-- Information provided start --

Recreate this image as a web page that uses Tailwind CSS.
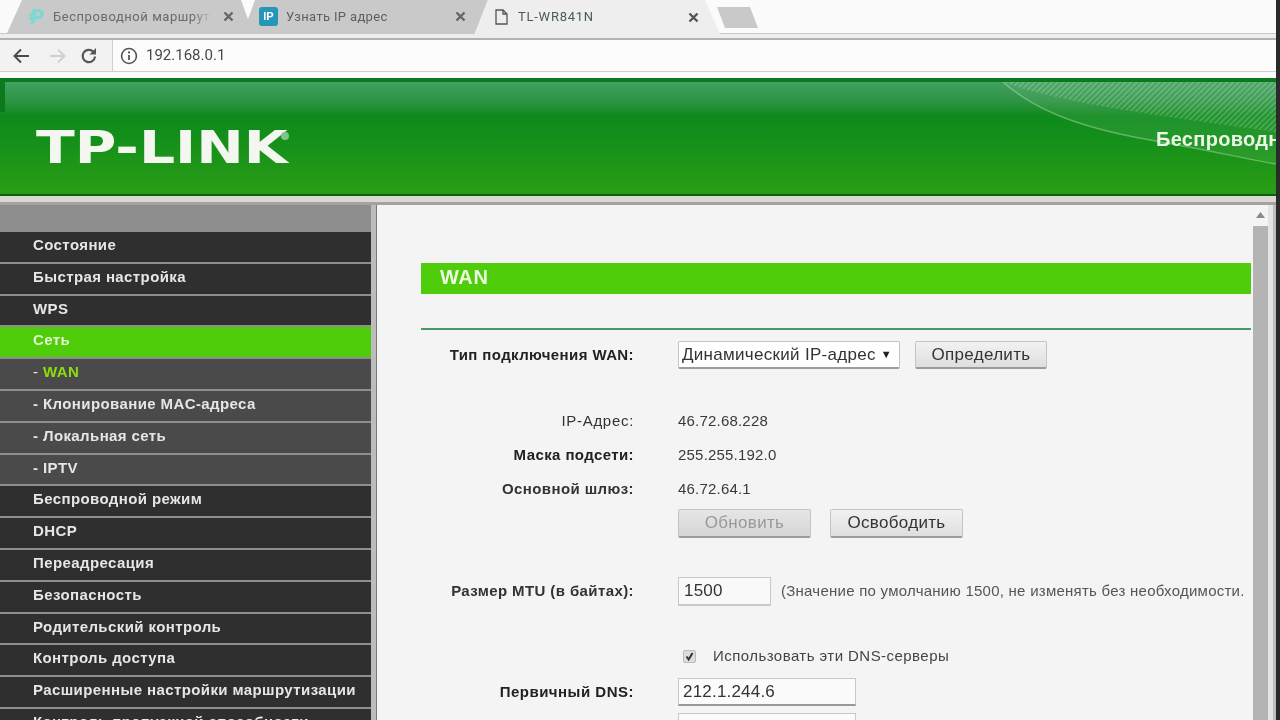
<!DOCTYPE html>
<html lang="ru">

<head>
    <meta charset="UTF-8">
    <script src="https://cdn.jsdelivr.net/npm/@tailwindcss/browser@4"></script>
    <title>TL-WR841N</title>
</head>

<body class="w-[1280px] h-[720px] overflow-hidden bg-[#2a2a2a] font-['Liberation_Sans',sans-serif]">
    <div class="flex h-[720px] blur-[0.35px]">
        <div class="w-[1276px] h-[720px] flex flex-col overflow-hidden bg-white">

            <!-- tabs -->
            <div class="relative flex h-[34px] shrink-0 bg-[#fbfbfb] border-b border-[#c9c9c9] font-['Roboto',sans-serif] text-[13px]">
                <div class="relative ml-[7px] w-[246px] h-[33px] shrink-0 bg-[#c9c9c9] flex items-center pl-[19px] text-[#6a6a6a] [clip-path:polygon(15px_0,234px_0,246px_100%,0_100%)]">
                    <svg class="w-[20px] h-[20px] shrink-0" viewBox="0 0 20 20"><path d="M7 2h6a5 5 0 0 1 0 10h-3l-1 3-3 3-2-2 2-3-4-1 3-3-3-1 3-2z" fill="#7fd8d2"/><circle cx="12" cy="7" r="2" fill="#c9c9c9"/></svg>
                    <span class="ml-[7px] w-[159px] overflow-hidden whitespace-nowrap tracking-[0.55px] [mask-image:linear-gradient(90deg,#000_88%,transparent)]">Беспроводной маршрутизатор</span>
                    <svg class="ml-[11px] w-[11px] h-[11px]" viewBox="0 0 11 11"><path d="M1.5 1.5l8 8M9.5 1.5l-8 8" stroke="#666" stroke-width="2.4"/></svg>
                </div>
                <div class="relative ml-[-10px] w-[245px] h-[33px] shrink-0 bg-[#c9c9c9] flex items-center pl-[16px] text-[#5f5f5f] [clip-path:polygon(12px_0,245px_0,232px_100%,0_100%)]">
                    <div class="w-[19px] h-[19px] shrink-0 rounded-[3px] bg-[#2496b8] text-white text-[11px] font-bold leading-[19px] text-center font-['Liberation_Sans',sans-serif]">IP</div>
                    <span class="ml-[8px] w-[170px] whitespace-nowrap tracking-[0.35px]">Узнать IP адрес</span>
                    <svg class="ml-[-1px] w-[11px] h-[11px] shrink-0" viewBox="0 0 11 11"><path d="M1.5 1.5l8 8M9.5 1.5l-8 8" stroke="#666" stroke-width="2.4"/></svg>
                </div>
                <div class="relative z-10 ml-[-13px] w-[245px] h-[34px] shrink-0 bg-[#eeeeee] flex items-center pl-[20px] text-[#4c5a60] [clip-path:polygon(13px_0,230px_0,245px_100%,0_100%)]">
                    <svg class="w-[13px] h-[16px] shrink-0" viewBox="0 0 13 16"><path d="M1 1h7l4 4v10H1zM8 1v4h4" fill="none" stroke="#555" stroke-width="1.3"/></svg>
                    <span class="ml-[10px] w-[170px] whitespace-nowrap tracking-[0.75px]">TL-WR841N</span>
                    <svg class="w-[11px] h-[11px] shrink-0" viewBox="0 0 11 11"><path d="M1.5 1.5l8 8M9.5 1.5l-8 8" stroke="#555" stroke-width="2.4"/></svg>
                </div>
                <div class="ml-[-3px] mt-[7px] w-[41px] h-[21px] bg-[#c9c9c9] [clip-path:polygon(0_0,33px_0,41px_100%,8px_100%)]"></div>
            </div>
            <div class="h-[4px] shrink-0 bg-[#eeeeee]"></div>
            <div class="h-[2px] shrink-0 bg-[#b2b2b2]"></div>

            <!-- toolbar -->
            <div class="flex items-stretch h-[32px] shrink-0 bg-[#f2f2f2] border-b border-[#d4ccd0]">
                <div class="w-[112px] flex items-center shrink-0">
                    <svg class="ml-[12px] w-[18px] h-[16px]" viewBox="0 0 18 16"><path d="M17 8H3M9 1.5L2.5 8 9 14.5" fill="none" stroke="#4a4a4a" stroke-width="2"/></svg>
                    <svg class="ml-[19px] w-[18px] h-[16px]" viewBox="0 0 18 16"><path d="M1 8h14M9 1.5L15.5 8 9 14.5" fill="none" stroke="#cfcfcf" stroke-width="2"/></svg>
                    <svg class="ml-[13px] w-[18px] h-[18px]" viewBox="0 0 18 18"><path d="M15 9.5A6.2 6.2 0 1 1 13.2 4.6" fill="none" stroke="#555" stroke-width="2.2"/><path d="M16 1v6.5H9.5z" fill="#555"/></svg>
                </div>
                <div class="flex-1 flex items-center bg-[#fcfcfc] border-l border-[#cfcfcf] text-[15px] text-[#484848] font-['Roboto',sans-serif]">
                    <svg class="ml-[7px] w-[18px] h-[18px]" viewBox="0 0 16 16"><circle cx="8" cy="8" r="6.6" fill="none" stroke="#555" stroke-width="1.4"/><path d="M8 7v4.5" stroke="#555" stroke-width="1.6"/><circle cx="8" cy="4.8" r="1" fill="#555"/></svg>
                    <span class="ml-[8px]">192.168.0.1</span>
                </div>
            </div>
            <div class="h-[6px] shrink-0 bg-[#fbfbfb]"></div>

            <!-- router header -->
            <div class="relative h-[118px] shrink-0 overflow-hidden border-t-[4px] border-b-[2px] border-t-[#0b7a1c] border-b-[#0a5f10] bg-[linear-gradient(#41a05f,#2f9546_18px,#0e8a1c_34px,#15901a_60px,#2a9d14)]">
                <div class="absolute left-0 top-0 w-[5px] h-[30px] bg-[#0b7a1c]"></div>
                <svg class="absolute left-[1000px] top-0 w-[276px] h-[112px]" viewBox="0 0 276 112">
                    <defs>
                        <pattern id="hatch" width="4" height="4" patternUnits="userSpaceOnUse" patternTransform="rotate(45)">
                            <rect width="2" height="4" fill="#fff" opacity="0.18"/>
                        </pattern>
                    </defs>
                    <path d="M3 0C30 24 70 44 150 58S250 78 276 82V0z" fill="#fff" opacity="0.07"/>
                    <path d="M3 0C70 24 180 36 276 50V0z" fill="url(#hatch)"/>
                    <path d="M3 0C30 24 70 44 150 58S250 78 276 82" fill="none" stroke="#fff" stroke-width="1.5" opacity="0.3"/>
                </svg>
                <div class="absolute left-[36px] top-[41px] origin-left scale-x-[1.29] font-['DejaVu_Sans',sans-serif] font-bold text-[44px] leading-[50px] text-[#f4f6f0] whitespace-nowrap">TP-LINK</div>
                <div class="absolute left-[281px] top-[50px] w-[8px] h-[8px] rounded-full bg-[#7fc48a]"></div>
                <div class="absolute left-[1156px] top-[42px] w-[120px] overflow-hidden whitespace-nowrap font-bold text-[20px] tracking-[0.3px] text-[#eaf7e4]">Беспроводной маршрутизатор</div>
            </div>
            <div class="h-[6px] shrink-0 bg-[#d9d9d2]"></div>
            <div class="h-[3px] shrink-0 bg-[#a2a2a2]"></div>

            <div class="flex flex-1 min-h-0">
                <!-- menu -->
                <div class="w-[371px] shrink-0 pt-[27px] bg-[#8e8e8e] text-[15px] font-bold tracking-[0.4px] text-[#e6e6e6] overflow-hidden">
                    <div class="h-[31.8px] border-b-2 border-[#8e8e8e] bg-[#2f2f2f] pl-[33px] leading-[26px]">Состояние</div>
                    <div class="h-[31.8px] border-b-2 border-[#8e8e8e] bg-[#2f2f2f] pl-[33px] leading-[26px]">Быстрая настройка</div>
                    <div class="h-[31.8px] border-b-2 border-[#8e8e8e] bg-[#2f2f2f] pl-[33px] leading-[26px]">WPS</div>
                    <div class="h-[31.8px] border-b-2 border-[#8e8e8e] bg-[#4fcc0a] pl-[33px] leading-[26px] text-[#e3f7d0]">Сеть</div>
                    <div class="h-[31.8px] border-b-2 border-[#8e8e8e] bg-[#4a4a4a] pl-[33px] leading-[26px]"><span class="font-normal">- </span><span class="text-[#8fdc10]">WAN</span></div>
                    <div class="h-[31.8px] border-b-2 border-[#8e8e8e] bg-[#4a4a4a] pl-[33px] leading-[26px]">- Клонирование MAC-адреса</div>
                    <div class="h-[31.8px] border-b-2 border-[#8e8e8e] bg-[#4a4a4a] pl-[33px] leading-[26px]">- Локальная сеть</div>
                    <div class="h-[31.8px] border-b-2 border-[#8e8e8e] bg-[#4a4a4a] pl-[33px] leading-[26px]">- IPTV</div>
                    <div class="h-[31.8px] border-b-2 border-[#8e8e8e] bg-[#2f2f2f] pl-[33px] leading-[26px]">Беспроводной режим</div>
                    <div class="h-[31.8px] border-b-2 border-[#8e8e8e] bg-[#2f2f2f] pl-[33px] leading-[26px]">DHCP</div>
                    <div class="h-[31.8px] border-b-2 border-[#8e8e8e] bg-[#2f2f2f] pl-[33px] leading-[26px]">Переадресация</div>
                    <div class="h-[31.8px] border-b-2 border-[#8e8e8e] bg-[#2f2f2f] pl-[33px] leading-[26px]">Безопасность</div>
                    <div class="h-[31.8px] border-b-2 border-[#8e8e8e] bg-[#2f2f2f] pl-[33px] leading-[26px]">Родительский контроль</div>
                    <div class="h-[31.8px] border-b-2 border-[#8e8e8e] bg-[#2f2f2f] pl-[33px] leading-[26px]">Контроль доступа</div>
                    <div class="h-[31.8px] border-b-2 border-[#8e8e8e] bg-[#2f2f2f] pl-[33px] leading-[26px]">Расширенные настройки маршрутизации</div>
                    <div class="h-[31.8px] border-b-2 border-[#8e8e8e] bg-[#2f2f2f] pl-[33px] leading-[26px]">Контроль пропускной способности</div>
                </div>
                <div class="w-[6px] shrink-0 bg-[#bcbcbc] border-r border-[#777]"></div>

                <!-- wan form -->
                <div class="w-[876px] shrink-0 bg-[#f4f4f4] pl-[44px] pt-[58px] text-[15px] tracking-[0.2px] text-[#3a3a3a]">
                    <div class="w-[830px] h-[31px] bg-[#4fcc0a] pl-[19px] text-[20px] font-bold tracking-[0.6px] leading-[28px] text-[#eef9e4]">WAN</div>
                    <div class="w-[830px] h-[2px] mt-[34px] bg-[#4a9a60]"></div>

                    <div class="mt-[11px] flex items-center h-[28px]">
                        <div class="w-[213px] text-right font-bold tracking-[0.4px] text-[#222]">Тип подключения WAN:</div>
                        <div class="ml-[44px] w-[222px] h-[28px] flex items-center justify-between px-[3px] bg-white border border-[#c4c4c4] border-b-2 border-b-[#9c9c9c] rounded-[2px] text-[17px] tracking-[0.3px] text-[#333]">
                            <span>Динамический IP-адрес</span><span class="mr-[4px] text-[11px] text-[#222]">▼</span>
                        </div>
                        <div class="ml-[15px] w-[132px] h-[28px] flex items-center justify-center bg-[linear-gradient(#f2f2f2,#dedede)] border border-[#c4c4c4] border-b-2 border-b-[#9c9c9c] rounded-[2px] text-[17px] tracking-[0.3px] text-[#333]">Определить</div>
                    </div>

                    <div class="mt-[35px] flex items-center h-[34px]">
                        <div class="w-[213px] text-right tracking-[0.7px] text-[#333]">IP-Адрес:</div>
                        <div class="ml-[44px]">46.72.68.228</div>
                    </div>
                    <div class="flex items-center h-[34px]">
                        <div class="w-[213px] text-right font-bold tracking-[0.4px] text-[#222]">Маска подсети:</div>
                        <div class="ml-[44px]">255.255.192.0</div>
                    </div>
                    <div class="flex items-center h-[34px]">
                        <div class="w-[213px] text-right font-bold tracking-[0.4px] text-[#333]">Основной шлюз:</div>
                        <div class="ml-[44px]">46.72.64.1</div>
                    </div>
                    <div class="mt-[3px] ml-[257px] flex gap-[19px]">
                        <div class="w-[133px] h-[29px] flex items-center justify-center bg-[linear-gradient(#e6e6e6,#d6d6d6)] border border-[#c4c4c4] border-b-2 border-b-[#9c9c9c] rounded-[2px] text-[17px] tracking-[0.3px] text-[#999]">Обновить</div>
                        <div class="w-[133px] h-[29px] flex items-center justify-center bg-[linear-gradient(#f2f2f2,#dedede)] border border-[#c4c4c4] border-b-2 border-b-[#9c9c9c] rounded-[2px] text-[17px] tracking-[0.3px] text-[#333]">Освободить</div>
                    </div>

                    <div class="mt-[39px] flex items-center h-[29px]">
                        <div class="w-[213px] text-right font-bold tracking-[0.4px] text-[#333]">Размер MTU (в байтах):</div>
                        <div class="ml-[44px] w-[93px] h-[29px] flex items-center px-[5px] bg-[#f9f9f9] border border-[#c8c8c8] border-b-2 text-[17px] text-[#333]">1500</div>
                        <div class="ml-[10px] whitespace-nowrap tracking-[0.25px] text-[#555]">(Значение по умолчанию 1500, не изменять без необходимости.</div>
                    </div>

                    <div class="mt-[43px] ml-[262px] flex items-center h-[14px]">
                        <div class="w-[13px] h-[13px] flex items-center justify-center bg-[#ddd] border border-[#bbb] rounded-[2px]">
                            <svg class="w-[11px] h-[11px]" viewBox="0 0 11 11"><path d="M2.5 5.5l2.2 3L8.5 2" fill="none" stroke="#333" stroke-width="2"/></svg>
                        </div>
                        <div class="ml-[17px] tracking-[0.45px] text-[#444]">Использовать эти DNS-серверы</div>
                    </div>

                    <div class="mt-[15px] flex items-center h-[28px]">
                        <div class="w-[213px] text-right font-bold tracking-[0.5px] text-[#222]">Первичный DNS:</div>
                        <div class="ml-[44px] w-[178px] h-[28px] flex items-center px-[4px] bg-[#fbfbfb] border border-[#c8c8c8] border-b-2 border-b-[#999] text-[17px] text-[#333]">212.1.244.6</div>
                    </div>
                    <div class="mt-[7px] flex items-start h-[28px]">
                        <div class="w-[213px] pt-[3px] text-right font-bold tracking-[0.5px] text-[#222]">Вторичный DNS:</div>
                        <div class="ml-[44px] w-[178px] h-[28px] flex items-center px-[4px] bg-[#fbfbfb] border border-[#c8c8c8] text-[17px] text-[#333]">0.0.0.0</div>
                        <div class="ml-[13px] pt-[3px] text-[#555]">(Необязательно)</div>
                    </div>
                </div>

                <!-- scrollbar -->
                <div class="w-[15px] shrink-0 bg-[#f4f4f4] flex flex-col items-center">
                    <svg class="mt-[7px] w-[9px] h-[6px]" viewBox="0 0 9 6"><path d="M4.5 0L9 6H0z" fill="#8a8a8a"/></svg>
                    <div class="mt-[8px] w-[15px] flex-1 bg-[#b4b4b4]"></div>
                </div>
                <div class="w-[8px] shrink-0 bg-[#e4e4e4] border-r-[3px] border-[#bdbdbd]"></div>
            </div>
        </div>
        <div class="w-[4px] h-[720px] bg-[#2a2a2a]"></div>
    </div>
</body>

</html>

-- Information provided end --
-- Information provided start --

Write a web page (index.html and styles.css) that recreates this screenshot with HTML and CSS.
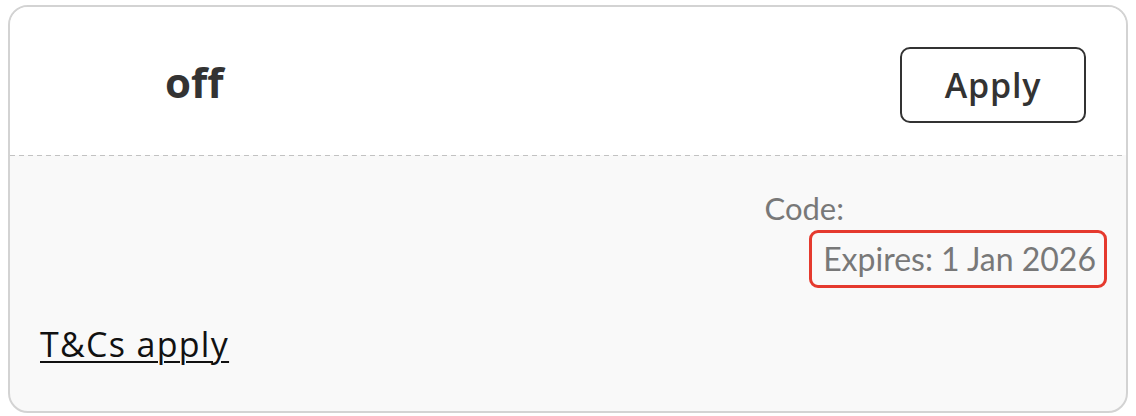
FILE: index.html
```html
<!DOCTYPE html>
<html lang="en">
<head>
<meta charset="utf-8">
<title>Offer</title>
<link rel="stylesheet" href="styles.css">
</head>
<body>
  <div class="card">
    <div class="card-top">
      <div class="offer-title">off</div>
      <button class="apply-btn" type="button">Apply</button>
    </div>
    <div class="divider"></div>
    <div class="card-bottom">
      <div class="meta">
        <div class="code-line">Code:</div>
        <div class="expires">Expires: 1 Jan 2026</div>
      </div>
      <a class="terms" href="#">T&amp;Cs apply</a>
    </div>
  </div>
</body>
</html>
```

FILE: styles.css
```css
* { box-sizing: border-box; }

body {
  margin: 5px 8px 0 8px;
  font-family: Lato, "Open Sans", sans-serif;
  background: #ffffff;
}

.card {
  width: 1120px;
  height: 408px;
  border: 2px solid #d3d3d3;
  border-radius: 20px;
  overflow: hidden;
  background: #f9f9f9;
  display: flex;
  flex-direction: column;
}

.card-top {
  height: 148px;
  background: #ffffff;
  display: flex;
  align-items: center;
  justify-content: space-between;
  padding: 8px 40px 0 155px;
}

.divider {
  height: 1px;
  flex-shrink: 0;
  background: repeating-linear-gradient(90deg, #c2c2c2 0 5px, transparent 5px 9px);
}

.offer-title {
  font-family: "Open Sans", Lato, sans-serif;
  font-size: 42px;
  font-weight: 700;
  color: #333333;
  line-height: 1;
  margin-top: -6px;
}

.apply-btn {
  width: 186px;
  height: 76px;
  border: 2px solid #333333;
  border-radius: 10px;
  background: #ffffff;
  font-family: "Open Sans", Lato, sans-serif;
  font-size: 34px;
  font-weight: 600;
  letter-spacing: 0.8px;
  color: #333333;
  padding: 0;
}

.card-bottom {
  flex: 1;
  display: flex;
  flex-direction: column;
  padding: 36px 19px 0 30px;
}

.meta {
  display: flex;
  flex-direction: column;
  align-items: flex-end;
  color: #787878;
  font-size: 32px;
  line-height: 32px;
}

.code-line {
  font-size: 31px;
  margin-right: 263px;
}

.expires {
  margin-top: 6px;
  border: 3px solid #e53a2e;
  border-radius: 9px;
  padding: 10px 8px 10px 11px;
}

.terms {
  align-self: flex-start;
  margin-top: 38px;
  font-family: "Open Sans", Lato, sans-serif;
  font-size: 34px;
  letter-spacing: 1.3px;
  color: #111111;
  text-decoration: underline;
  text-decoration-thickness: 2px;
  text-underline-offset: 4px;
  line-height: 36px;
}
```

-- Information provided end --

Stated exercise
Copy exactly the part of the material above that opens with the line containing "Recreate this image" and closes with the line containing "h-[720px] flex flex-col", ends included. Drop the images.

Exercise output
Recreate this image as a web page that uses Tailwind CSS.
<!DOCTYPE html>
<html lang="ru">

<head>
    <meta charset="UTF-8">
    <script src="https://cdn.jsdelivr.net/npm/@tailwindcss/browser@4"></script>
    <title>TL-WR841N</title>
</head>

<body class="w-[1280px] h-[720px] overflow-hidden bg-[#2a2a2a] font-['Liberation_Sans',sans-serif]">
    <div class="flex h-[720px] blur-[0.35px]">
        <div class="w-[1276px] h-[720px] flex flex-col overflow-hidden bg-white">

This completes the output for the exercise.